## Given material
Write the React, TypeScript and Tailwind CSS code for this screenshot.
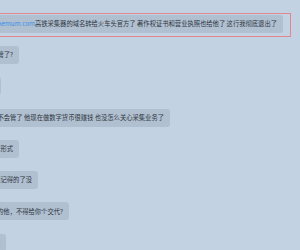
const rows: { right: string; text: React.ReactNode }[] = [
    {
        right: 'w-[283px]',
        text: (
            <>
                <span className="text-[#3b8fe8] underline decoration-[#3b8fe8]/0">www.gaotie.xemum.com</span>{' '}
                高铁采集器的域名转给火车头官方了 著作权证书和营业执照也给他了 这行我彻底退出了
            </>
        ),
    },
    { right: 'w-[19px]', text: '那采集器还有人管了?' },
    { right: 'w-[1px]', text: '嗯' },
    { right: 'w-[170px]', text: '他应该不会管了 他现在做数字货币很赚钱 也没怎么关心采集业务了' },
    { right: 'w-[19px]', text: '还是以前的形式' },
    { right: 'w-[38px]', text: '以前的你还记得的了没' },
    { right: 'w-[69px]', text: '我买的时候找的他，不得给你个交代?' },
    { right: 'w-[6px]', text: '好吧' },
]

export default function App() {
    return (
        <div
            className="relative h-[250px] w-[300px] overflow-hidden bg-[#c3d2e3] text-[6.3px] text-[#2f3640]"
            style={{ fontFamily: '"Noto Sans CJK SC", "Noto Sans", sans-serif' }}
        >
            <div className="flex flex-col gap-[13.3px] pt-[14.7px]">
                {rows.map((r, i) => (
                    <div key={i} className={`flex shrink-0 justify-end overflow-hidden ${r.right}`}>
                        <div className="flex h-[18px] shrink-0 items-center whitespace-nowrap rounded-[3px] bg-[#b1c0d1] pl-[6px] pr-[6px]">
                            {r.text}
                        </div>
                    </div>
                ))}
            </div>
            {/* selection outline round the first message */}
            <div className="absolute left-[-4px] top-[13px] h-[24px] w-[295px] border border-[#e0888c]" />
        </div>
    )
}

## What this task involves
Transcribe the full listing above exactly, with the images removed.

## Final result
Write the React, TypeScript and Tailwind CSS code for this screenshot.
const rows: { right: string; text: React.ReactNode }[] = [
    {
        right: 'w-[283px]',
        text: (
            <>
                <span className="text-[#3b8fe8] underline decoration-[#3b8fe8]/0">www.gaotie.xemum.com</span>{' '}
                高铁采集器的域名转给火车头官方了 著作权证书和营业执照也给他了 这行我彻底退出了
            </>
        ),
    },
    { right: 'w-[19px]', text: '那采集器还有人管了?' },
    { right: 'w-[1px]', text: '嗯' },
    { right: 'w-[170px]', text: '他应该不会管了 他现在做数字货币很赚钱 也没怎么关心采集业务了' },
    { right: 'w-[19px]', text: '还是以前的形式' },
    { right: 'w-[38px]', text: '以前的你还记得的了没' },
    { right: 'w-[69px]', text: '我买的时候找的他，不得给你个交代?' },
    { right: 'w-[6px]', text: '好吧' },
]

export default function App() {
    return (
        <div
            className="relative h-[250px] w-[300px] overflow-hidden bg-[#c3d2e3] text-[6.3px] text-[#2f3640]"
            style={{ fontFamily: '"Noto Sans CJK SC", "Noto Sans", sans-serif' }}
        >
            <div className="flex flex-col gap-[13.3px] pt-[14.7px]">
                {rows.map((r, i) => (
                    <div key={i} className={`flex shrink-0 justify-end overflow-hidden ${r.right}`}>
                        <div className="flex h-[18px] shrink-0 items-center whitespace-nowrap rounded-[3px] bg-[#b1c0d1] pl-[6px] pr-[6px]">
                            {r.text}
                        </div>
                    </div>
                ))}
            </div>
            {/* selection outline round the first message */}
            <div className="absolute left-[-4px] top-[13px] h-[24px] w-[295px] border border-[#e0888c]" />
        </div>
    )
}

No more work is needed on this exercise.